Like Twin Peaks, which it frequently resembles in ways both superficial and not, The Show sends a jet-black haired straight-man protagonist into a weird town to unravel a mystery. Our protagonist may or may not be named Steve (Tom Burke, who played Orson Welles in Mank). He’s in search of a man named Jimmy (Darrell D’Silva), who wears a gold cross of some importance around his neck. But when Jimmy turns up dead, and the jewelry missing, “Steve” must navigate the mysterious back alleys of Northampton (Moore’s real-life home town), and an occasionally intersecting dream world.

Among the characters he encounters are two young boys who behave like hard-boiled film noir detectives, a journalist with a choking fetish and recurring waking nightmares of hell, a local pop star who performs dressed as gay Hitler, a master hacker who dons a superhero mask, a man whose every utterance is a refutation of the last thing he said, and a deceased ’70s comedy duo who might also be God and Satan. One of whom is played by Moore himself. Which one? As with all things Moore, the answer gets complicated. But there’s definitely a knowing wink and nod here to every stereotype and apocryphal story that anyone has ever circulated about the man.

With his wild beard, eccentric outfits, intense baggy eyes, syncretic theology and inability to suffer fools well, Moore frequently gets the reputation of being crazy, into pagan god worship, an anarchist, a control freak, etc. Playing both a dubious godlike being and a comedian in one, he’s practically daring those rumors to dial back up to 11. And he’s great in this. Whether he believes it, or whether he’s having the viewer on, it doesn’t matter. Because, Moore suggests, God and the Devil may be similarly inscrutable…or simple. In a film that he has complete control over, is he not God, at least of this reality? As writer, he knows that you know that however much disbelief one suspends, the knowledge of the medium — film, in this case — remains. So omnipotent characters, and authors, know it too.

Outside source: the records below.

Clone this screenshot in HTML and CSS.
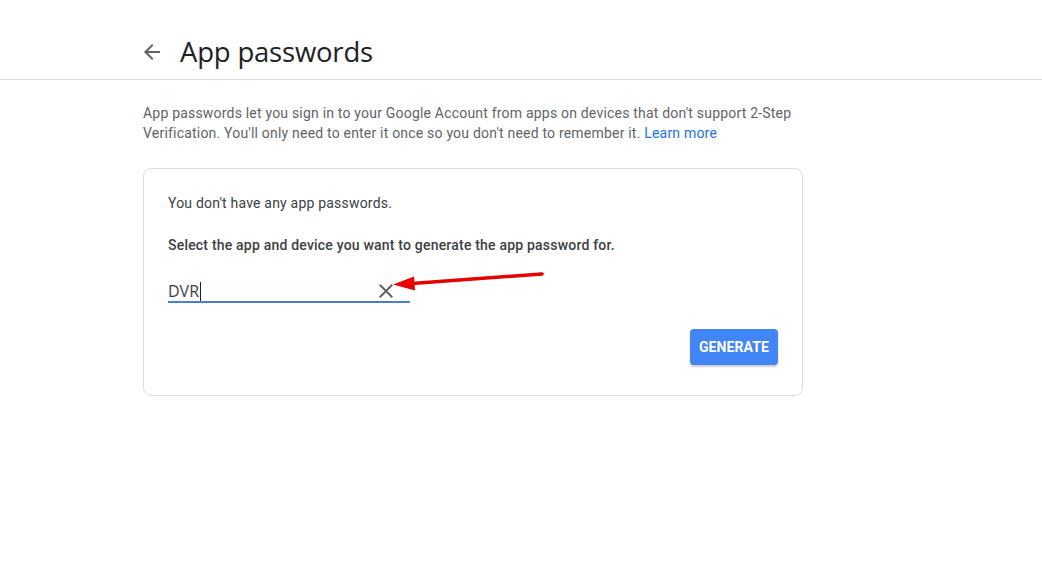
FILE: index.html
```html
<!DOCTYPE html>
<html lang="en">
<head>
<meta charset="utf-8">
<title>App passwords</title>
<link rel="stylesheet" href="styles.css">
</head>
<body>
<header class="topbar">
  <div class="topbar-inner">
    <span class="back">
      <svg viewBox="0 0 24 24" width="24" height="24"><path d="M20 11H7.83l5.59-5.59L12 4l-8 8 8 8 1.41-1.41L7.83 13H20v-2z" fill="#5f6368"/></svg>
    </span>
    <h1 class="title">App passwords</h1>
  </div>
</header>
<main class="main">
  <p class="desc">App passwords let you sign in to your Google Account from apps on devices that don't support 2-Step Verification. You'll only need to enter it once so you don't need to remember it. <a class="link" href="#">Learn more</a></p>
  <section class="card">
    <p class="card-text">You don't have any app passwords.</p>
    <p class="card-text strong">Select the app and device you want to generate the app password for.</p>
    <div class="field">
      <span class="field-value">DVR<span class="caret"></span></span>
      <span class="clear">
        <svg viewBox="0 0 24 24" width="24" height="24"><path d="M19 6.41L17.59 5 12 10.59 6.41 5 5 6.41 10.59 12 5 17.59 6.41 19 12 13.41 17.59 19 19 17.59 13.41 12z" fill="#5f6368"/></svg>
      </span>
      <svg class="annot" viewBox="0 0 160 30" width="160" height="30">
        <path d="M20 12.5 L150 3" stroke="#e60000" stroke-width="3.5" stroke-linecap="round" fill="none"/>
        <polygon points="1,13.5 22,5.5 23,19.5" fill="#e60000"/>
      </svg>
    </div>
    <div class="actions">
      <button class="btn">GENERATE</button>
    </div>
  </section>
</main>
</body>
</html>
```
FILE: styles.css
```css
* { box-sizing: border-box; }
html, body { margin: 0; padding: 0; background: #fff; }
body { font-family: Roboto, "Liberation Sans", Arial, sans-serif; color: #3c4043; }

.topbar { height: 80px; border-bottom: 1px solid #dadce0; }
.topbar-inner {
  display: flex; align-items: center; gap: 16px;
  padding-left: 140px; padding-top: 32px;
}
.back { display: flex; width: 24px; height: 24px; }
.title {
  margin: 0; font-family: "Open Sans", Roboto, sans-serif;
  font-weight: 400; font-size: 27.5px; line-height: 40px; color: #202124; letter-spacing: -0.2px;
}

.main { padding-left: 143px; width: 803px; }
.desc {
  margin: 24px 0 0; font-size: 14px; line-height: 19.5px; color: #5f6368;
  letter-spacing: 0.2px;
}
.link { color: #1a73e8; text-decoration: none; }

.card {
  margin-top: 25px; border: 1px solid #dadce0; border-radius: 8px;
  padding: 24px 24px 30px;
}
.card-text { margin: 0; font-size: 14px; line-height: 20px; color: #3c4043; letter-spacing: 0.2px; }
.card-text.strong { margin-top: 22px; font-weight: 500; color: #3c4043; }

.field {
  position: relative; margin-top: 14px; width: 242px; height: 34px;
  display: flex; align-items: flex-end; justify-content: space-between;
  border-bottom: 2px solid #4a7fd0;
}
.field-value {
  font-size: 16px; line-height: 20px; color: #3c4043;
  font-family: "Open Sans", Roboto, sans-serif; display: flex; align-items: center;
}
.caret { display: inline-block; width: 1px; height: 19px; background: #202124; margin-left: 1px; }
.clear { display: flex; width: 24px; height: 24px; margin-right: 12px; margin-bottom: -2px; }
.annot { position: absolute; left: 224px; top: 2px; overflow: visible; }

.actions { display: flex; justify-content: flex-end; margin-top: 26px; }
.btn {
  height: 36px; padding: 0 9px; border: none; border-radius: 4px;
  background: #4285f4; color: #fff; font-family: Roboto, sans-serif;
  font-weight: 700; font-size: 14px; letter-spacing: 0.1px;
  box-shadow: 0 2px 2px rgba(0,0,0,0.2);
}
```
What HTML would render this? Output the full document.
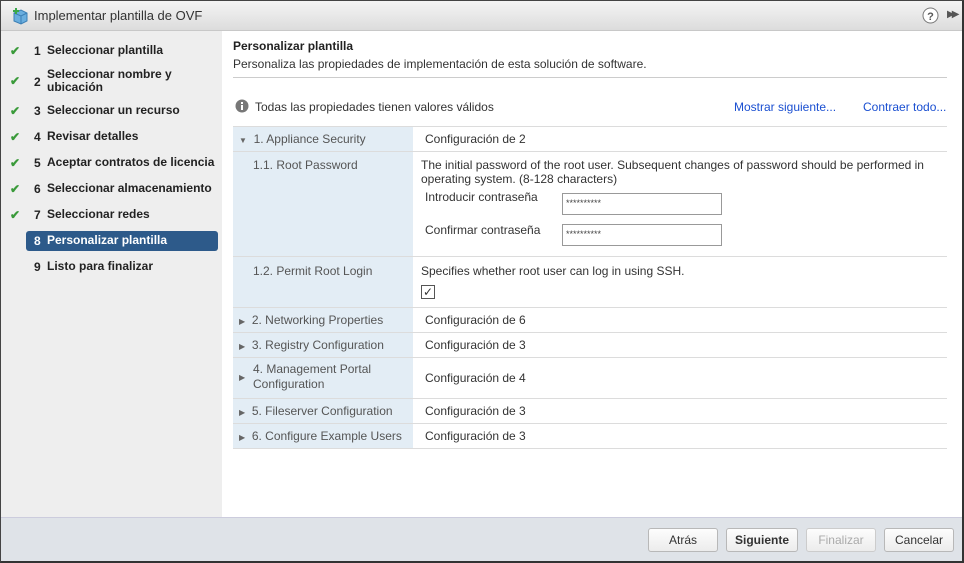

With the exception of some overhead drone shots to establish setting, much of Jenkins’ direction feels more at home on the small screen than big. He favors close-ups and sparsely decorated rooms, letting Northampton’s natural exteriors mostly speak for themselves. Take note of small details like the ads and flyers, though — a real estate broker named “Amityville and Usher” is the kind of Moore joke fans may appreciate. In the previous short films, Jenkins used more filters and effects to set the mood, but those were nearly all single set-ups. There’s a lot to cover here, with (evidently) not a ton of money. Think Neil Gaiman’s Neverwhere as it appeared on TV, or similar cult U.K. sci-fi shows like Sapphire & Steel. The story and dialogue, designed to disorient and take away the familiar, can get scarier than anything the filmmakers will show you.

But it’s not all creep factor. Moore’s sense of humor is abundant, never more so than when “Steve” switches his name to Dennis, and dons a red and black sweater and the slingshot of the UK comics version of Dennis the Menace. After all, this is a world where — we think — an edgy comedian might have created the world. And Hell could be a nightclub that burned to the ground five decades ago. It’s extremely deadpan humor, and often depends upon catching all of Moore’s references, both esoteric and obvious. If viewers catch on, it’s a thoroughly rewarding comic night terror.

A commentary track noting all the references would be welcome on the Blu-ray. It would also be unlikely, and indeed, is non-existent. Moore is the sort of writer who would rather let viewers catch things on re-watches. For those who read Watchmen in their youth, how many years went by before the references to Kitty Genovese and G. Gordon Liddy made sense? We do at least get a making-of featurette that describes the long process of evolution from photoshoot to feature film. And Moore jokes about how easy screenplays feel compared to his previous work, all while saying this may stand as his first and last.

The package would feel incomplete without the original shorts, partly funded by Kickstarter. And here they are, making for better viewing after watching the feature. Frankly, the shorts feature languid pacing, perhaps owing to scripts written in an afternoon. (If we are to believe Moore.) As storytelling, they’re static and indulgent, but as vignettes offering backstory to the film’s characters, they’re crucial. They get the world-building out of the way so that the movie itself doesn’t have to waste your time with it. Having spent long stretches there already, the creators can tell their story in this fully formed new reality.

The Show amply makes the case that Moore should continue with screenplays if inclined. It also demonstrates that he never writes simple enough stuff for Hollywood. Surely, in a streaming world that offers big-money deals to Mark Millar, there could be a place to accommodate this. Not that Moore would necessarily say “yes” if there were.

Grade: 4.5/5

The Show is out now on Blu-ray and streaming, from Shout Factory.